È il turno di David Slade. Il britannico entra sulla scena della saga-fenomeno di Twilight con passo sicuro e un teaser d'effetto. Promette azione, brivido, batticuore, al passo con un terzo capitolo denso, che sul fronte cartaceo ha fatto incetta di consensi e che del crepuscolo illumina il lato umano, non quello delle creature che si risvegliano col buio ma quello dell'addio al calore del sole (Bella infatti "saluta" la madre e il padre, in alcune prove di commiato che il film gestisce con buon tatto). Eppure, nonostante le dichiarazioni della sceneggiatrice Melissa Rosenberg, che dice di essersi trovata a dover caricare la prima parte poiché il libro concentrava l'azione solo in vista dell'epilogo, il film - quasi a ragione, poiché il cinema non può e non dev'essere letteratura teletrasportata - mostra in apertura di possedere delle buone carte salvo poi spenderle sbrigativamente, a chiusura di un remunerativo compitino da assolvere con sufficienza.

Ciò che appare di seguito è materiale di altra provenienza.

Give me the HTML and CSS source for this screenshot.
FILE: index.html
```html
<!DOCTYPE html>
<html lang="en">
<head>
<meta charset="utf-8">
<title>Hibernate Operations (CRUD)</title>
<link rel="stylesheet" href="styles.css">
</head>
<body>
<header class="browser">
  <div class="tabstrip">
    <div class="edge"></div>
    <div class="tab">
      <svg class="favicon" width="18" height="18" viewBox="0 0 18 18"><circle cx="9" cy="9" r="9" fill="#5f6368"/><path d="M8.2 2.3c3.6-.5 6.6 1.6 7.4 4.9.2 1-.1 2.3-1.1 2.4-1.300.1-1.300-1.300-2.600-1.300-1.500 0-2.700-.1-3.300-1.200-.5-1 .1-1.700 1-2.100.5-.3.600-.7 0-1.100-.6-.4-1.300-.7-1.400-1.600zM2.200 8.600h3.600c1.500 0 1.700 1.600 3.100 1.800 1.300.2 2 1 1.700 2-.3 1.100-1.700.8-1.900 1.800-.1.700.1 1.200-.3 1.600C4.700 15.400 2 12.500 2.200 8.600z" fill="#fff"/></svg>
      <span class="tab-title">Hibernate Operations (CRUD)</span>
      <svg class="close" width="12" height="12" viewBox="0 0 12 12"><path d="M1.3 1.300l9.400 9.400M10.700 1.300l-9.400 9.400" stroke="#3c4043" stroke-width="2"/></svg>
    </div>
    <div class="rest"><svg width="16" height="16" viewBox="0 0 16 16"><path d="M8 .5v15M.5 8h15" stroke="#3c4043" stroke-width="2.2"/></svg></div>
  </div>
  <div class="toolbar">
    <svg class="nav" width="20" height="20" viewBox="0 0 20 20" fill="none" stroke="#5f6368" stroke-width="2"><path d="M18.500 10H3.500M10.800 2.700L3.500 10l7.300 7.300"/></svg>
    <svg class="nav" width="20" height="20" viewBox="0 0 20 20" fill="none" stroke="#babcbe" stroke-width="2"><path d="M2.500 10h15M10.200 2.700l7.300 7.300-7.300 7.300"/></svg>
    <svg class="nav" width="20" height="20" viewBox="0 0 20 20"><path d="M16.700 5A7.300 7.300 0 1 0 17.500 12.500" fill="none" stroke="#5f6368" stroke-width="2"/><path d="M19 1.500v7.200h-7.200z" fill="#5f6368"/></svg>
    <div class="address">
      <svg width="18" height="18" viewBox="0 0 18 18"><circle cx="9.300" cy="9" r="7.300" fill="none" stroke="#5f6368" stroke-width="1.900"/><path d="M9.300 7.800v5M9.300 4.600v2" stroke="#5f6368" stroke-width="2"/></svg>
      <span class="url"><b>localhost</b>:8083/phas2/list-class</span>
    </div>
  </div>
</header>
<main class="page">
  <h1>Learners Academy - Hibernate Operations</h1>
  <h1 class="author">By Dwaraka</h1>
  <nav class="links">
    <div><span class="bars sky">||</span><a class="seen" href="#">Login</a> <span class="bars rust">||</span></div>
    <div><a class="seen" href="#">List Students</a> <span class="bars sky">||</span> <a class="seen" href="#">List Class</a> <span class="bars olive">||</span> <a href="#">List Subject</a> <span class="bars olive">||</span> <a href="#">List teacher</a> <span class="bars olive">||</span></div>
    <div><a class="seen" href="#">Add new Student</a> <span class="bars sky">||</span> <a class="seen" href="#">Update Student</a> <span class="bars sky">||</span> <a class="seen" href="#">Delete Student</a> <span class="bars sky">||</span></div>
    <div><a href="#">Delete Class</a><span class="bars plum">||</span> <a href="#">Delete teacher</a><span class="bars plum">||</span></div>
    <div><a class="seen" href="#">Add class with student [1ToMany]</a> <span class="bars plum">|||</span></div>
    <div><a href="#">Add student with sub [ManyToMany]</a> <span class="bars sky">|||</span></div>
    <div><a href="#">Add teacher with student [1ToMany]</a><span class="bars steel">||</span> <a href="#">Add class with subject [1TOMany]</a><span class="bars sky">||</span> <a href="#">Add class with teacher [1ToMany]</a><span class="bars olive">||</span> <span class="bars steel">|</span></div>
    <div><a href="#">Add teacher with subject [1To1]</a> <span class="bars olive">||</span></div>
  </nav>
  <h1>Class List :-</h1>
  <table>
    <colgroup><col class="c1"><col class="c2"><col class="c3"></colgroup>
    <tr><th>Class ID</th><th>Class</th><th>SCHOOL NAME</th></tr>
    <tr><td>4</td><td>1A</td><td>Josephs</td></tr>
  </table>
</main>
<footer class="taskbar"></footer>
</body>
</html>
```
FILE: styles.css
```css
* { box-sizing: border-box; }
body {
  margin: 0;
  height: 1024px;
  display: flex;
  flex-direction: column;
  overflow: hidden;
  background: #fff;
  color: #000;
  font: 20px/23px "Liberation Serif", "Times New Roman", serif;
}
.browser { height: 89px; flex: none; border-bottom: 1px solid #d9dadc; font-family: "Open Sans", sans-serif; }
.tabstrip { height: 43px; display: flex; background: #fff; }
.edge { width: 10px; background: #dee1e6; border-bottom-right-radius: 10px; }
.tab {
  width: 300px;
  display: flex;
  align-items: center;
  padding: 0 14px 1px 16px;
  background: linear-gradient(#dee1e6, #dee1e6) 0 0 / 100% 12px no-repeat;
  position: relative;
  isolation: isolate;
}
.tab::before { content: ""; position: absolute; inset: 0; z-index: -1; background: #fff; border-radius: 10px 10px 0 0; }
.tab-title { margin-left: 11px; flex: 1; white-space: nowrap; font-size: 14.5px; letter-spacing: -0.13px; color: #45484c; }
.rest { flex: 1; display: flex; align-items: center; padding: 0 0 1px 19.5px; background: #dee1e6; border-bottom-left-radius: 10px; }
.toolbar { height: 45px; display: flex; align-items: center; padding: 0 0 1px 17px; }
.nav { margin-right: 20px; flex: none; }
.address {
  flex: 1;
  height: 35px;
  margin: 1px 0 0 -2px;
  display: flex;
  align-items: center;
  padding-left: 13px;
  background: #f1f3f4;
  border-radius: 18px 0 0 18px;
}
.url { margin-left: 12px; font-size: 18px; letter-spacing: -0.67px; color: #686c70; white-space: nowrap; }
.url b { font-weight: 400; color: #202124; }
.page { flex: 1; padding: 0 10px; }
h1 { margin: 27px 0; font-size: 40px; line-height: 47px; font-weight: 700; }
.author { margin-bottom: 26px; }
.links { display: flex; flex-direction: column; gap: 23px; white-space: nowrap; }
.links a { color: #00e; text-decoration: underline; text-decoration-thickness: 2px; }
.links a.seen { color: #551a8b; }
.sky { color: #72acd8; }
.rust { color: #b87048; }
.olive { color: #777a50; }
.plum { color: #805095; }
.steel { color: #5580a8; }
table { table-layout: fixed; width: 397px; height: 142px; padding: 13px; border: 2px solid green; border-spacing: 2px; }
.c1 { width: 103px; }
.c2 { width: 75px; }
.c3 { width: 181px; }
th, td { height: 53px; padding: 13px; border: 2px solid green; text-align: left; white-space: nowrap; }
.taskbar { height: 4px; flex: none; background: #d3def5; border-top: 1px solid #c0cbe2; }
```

Non è questione di direzione degli attori, ma i personaggi si sono fossilizzati, quasi involuti: che pena le scene nella radura, tra i fiorellini, che magra apparizione quella dei Volturi. Qualcosa continua a far ridere, come la reticenza sessuale di Edward e la squadra di lotta libera a torso nudo di Jacob e sodali; qualcosa pecca platealmente di giovanilismo (la notte nella tenda, rubata alla fantasia di una tredicenne), qualcos'altro sa invece di stantio, come le back-stories di Jasper e Rosalie in salsa western e gangster-movie, facili incursioni nel repertorio.

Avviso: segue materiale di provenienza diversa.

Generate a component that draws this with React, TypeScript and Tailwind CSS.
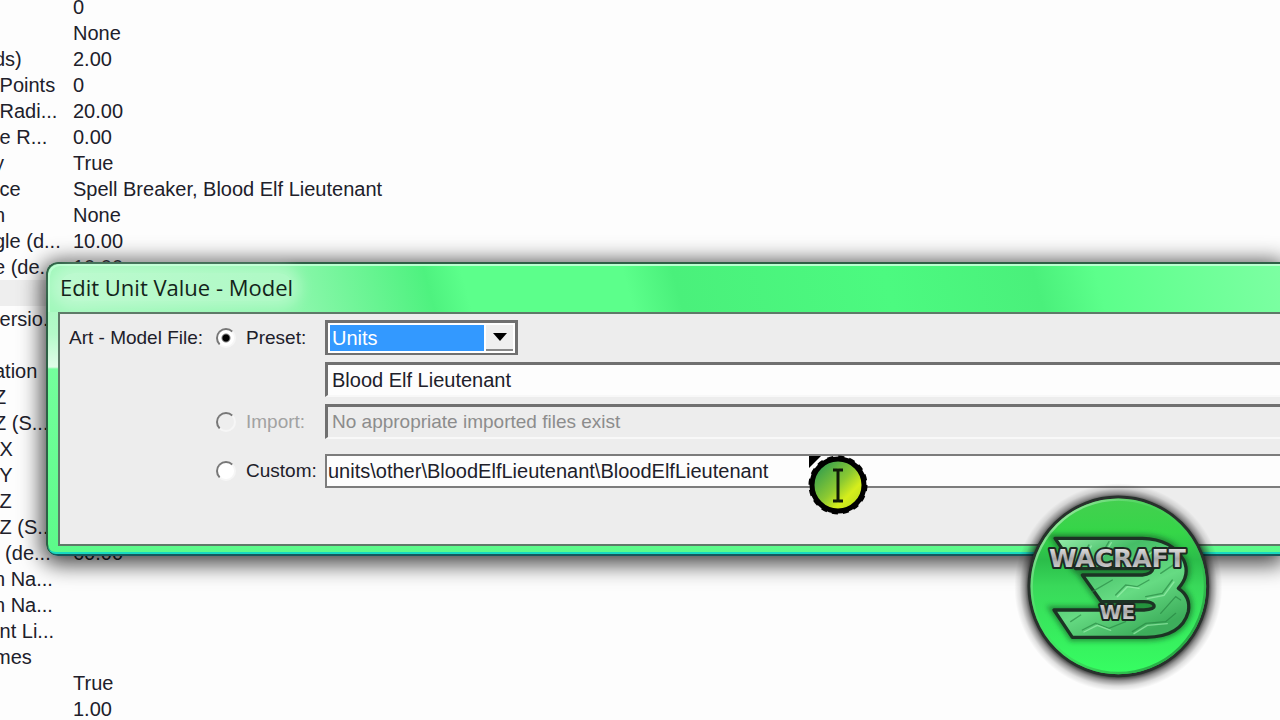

È il problema del pacchetto nell'insieme, che al di là del vegetarianesimo dei protagonisti e del loro luccicare sovrannaturale, non trova un vero scarto e si lascia sorpassare allegramente dalle variazioni televisive sul tema, ma è anche un problema interno a Eclipse , che ha il merito di lasciarsi indietro la tappa zoppa di New Moon, ma in fondo abbaia e non morde.